At the recent Customer Contact Week conference in Las Vegas, I spoke with a number of contact center leaders about the topic. John McCahan, executive director of Avon’s care center, calls his staff “specialists.” So does Eric Dover, executive director of the Help Center at Arizona State University. Both discussed the importance of empowering staff with the moniker.

Dover said that a big focus for his team is to represent empathy and helpfulness. They serve as university ambassadors, assisting students, prospective students, faculty, and others with an assortment of campus issues. Right now they are called “specialists,” but that may not stick. “While the name specialist implies empowerment, we’re still figuring out if it’s the right title,” he said.

Customer service heavyweight Zappos calls its staff “Zapponians,” to reflect the company’s stellar reputation. Transparent BPO refers to its front-line employees as “customer service heroes.” The term hero is meant to reinforce that “our agents are on the front line engaging with our clients’ customers every day, so we try our best to make them feel special,” a company representative replied on Twitter.

TTEC considers its front-line staff to be brand ambassadors. This term illustrates that the company recruits, hires, and trains people to act on behalf of clients as an extension of the brand they represent. They are encouraged to advocate for clients and their customers.

TTEC also prefers to call employees “associates” rather than agents. According to Merriam Webster’s dictionary, the definition of “agent” is simply “one who is authorized to act for or in the place of another.” This lacks the depth that front-line staff have and exert in a customer-driven environment. TTEC’s perspective is that customer-facing employees should have titles that define their role as professional, valued associates with empathy, knowledge, and a defined career path.

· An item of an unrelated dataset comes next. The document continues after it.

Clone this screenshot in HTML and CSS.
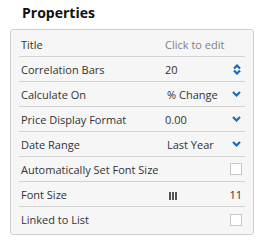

While it may seem like a trivial issue, a job title does matter. Research from the University of Pennsylvania and London Business School found that self-reflective job titles—in which employees relate their title to their work and values—"can be important vehicles for identity expression and stress reduction.” In the customer contact field, employee well-being and morale are key success drivers that correlate to strong retention levels and overall cost savings in the long run.

As you think about your own contact center staff, what values do you want them to reflect as they interact with customers? Maybe a job title change can help turn a customer-focused vision into reality.